Jesuit missionary activity was the Society of Jesus's effort to spread Catholicism in Asia, Africa, and the Americas, made possible by state-sponsored Portuguese and Spanish voyages between 1450 and 1750.
Jesuits used accommodation, meaning they learned local languages and adapted to local cultures, which got them access to elite courts in China and Japan where forced conversion was impossible.
Francis Xavier brought Jesuit missions to India and Japan in the 1540s, and Matteo Ricci later worked inside the Chinese imperial court.
The Jesuits show that religious motives traveled alongside economic ones in European exploration, the "God" in "God, gold, and glory."
On the exam, Jesuit activity is strong specific evidence for the cultural effects of transoceanic connections in Unit 4 essays and stimulus questions.
It was the Catholic conversion effort run by the Society of Jesus (founded 1540), whose priests traveled Portuguese and Spanish trade routes to spread Christianity in Asia, the Americas, and Africa between 1450 and 1750. It's a core example of the cultural effects of exploration in Topic 4.2.
Generally no, especially in Asia. Jesuits in China and Japan had no military backing, so they used accommodation, adopting local dress, language, and scholarly customs to persuade elites. That contrasts with conversion in the Spanish Americas, which happened under colonial conquest.

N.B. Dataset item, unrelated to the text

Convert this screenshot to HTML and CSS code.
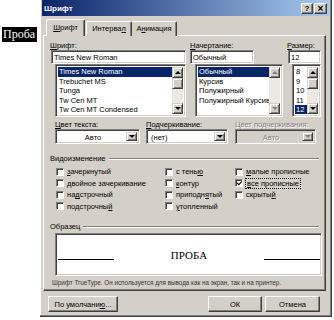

The spread of Christianity is the big-picture trend; Jesuit activity is a specific mechanism behind it. On an FRQ, citing Francis Xavier in Japan or Jesuits at the Qing court earns evidence points that a vague "Christianity spread" cannot.
Francis Xavier, a co-founder of the Jesuit order, who carried missions to India, Southeast Asia, and Japan starting in the 1540s. Matteo Ricci, who worked in the Ming Chinese court, is the other big name to know.
Because those routes were the only way to get there. Portugal's trading-post empire and Spain's transoceanic voyages, both state-sponsored (AP World 4.2.A), created the ships, ports, and protection that let missionaries reach Goa, Macau, Nagasaki, and the Philippines.